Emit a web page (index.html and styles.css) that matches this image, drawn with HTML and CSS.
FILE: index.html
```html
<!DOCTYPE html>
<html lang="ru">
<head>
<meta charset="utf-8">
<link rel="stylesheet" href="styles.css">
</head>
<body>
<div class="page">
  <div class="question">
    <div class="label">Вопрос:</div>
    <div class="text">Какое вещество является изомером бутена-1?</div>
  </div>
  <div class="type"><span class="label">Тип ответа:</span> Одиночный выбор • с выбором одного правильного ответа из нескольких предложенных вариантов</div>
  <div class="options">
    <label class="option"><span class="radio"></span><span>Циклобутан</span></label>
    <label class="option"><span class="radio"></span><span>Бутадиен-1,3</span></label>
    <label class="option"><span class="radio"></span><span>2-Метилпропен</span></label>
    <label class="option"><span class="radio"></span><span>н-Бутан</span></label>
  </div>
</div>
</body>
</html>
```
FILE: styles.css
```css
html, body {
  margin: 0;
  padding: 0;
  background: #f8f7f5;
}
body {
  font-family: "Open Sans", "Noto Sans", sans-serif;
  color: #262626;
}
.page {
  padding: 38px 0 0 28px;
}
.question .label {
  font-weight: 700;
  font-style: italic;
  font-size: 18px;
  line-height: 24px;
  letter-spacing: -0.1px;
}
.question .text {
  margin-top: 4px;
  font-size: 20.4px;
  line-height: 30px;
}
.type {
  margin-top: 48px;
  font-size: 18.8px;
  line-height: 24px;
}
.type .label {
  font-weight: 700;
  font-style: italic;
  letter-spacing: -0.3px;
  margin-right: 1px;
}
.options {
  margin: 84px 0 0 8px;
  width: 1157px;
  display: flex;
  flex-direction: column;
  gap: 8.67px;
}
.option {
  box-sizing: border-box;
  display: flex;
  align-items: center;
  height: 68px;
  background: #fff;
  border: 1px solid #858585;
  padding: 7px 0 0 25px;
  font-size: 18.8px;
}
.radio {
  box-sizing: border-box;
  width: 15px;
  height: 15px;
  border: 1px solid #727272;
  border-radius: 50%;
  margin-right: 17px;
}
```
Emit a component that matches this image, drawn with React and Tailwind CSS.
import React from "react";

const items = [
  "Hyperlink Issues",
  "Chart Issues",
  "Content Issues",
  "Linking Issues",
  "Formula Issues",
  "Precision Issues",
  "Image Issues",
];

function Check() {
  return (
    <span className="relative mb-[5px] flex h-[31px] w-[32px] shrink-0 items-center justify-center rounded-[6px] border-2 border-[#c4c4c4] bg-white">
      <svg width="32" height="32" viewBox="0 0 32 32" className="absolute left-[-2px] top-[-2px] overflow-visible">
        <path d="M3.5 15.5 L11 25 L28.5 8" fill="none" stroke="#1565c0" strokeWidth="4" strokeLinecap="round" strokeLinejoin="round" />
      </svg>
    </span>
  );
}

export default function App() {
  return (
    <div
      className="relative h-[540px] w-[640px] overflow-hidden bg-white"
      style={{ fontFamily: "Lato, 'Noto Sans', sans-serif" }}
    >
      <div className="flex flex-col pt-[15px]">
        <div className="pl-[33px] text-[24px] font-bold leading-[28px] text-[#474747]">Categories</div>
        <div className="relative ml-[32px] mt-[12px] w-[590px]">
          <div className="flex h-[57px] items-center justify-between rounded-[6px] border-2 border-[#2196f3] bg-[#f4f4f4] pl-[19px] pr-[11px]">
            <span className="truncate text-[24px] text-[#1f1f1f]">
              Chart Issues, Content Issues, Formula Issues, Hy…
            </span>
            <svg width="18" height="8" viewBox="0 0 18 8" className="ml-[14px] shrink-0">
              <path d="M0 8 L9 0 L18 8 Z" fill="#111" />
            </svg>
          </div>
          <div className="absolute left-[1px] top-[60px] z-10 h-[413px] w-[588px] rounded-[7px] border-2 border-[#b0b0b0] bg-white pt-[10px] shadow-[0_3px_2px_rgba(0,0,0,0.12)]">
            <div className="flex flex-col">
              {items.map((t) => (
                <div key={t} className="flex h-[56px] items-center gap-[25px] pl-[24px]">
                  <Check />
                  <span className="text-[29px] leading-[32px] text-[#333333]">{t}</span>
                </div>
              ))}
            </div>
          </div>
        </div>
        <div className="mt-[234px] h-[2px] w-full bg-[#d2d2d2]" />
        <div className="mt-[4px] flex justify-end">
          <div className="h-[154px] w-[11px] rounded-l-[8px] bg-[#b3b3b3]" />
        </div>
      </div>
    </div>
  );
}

____________________

## Objective:
All of the records must be retyped exactly as they are.

## The response:
Emit a web page (index.html and styles.css) that matches this image, drawn with HTML and CSS.
FILE: index.html
```html
<!DOCTYPE html>
<html lang="ru">
<head>
<meta charset="utf-8">
<link rel="stylesheet" href="styles.css">
</head>
<body>
<div class="page">
  <div class="question">
    <div class="label">Вопрос:</div>
    <div class="text">Какое вещество является изомером бутена-1?</div>
  </div>
  <div class="type"><span class="label">Тип ответа:</span> Одиночный выбор • с выбором одного правильного ответа из нескольких предложенных вариантов</div>
  <div class="options">
    <label class="option"><span class="radio"></span><span>Циклобутан</span></label>
    <label class="option"><span class="radio"></span><span>Бутадиен-1,3</span></label>
    <label class="option"><span class="radio"></span><span>2-Метилпропен</span></label>
    <label class="option"><span class="radio"></span><span>н-Бутан</span></label>
  </div>
</div>
</body>
</html>
```
FILE: styles.css
```css
html, body {
  margin: 0;
  padding: 0;
  background: #f8f7f5;
}
body {
  font-family: "Open Sans", "Noto Sans", sans-serif;
  color: #262626;
}
.page {
  padding: 38px 0 0 28px;
}
.question .label {
  font-weight: 700;
  font-style: italic;
  font-size: 18px;
  line-height: 24px;
  letter-spacing: -0.1px;
}
.question .text {
  margin-top: 4px;
  font-size: 20.4px;
  line-height: 30px;
}
.type {
  margin-top: 48px;
  font-size: 18.8px;
  line-height: 24px;
}
.type .label {
  font-weight: 700;
  font-style: italic;
  letter-spacing: -0.3px;
  margin-right: 1px;
}
.options {
  margin: 84px 0 0 8px;
  width: 1157px;
  display: flex;
  flex-direction: column;
  gap: 8.67px;
}
.option {
  box-sizing: border-box;
  display: flex;
  align-items: center;
  height: 68px;
  background: #fff;
  border: 1px solid #858585;
  padding: 7px 0 0 25px;
  font-size: 18.8px;
}
.radio {
  box-sizing: border-box;
  width: 15px;
  height: 15px;
  border: 1px solid #727272;
  border-radius: 50%;
  margin-right: 17px;
}
```
Emit a component that matches this image, drawn with React and Tailwind CSS.
import React from "react";

const items = [
  "Hyperlink Issues",
  "Chart Issues",
  "Content Issues",
  "Linking Issues",
  "Formula Issues",
  "Precision Issues",
  "Image Issues",
];

function Check() {
  return (
    <span className="relative mb-[5px] flex h-[31px] w-[32px] shrink-0 items-center justify-center rounded-[6px] border-2 border-[#c4c4c4] bg-white">
      <svg width="32" height="32" viewBox="0 0 32 32" className="absolute left-[-2px] top-[-2px] overflow-visible">
        <path d="M3.5 15.5 L11 25 L28.5 8" fill="none" stroke="#1565c0" strokeWidth="4" strokeLinecap="round" strokeLinejoin="round" />
      </svg>
    </span>
  );
}

export default function App() {
  return (
    <div
      className="relative h-[540px] w-[640px] overflow-hidden bg-white"
      style={{ fontFamily: "Lato, 'Noto Sans', sans-serif" }}
    >
      <div className="flex flex-col pt-[15px]">
        <div className="pl-[33px] text-[24px] font-bold leading-[28px] text-[#474747]">Categories</div>
        <div className="relative ml-[32px] mt-[12px] w-[590px]">
          <div className="flex h-[57px] items-center justify-between rounded-[6px] border-2 border-[#2196f3] bg-[#f4f4f4] pl-[19px] pr-[11px]">
            <span className="truncate text-[24px] text-[#1f1f1f]">
              Chart Issues, Content Issues, Formula Issues, Hy…
            </span>
            <svg width="18" height="8" viewBox="0 0 18 8" className="ml-[14px] shrink-0">
              <path d="M0 8 L9 0 L18 8 Z" fill="#111" />
            </svg>
          </div>
          <div className="absolute left-[1px] top-[60px] z-10 h-[413px] w-[588px] rounded-[7px] border-2 border-[#b0b0b0] bg-white pt-[10px] shadow-[0_3px_2px_rgba(0,0,0,0.12)]">
            <div className="flex flex-col">
              {items.map((t) => (
                <div key={t} className="flex h-[56px] items-center gap-[25px] pl-[24px]">
                  <Check />
                  <span className="text-[29px] leading-[32px] text-[#333333]">{t}</span>
                </div>
              ))}
            </div>
          </div>
        </div>
        <div className="mt-[234px] h-[2px] w-full bg-[#d2d2d2]" />
        <div className="mt-[4px] flex justify-end">
          <div className="h-[154px] w-[11px] rounded-l-[8px] bg-[#b3b3b3]" />
        </div>
      </div>
    </div>
  );
}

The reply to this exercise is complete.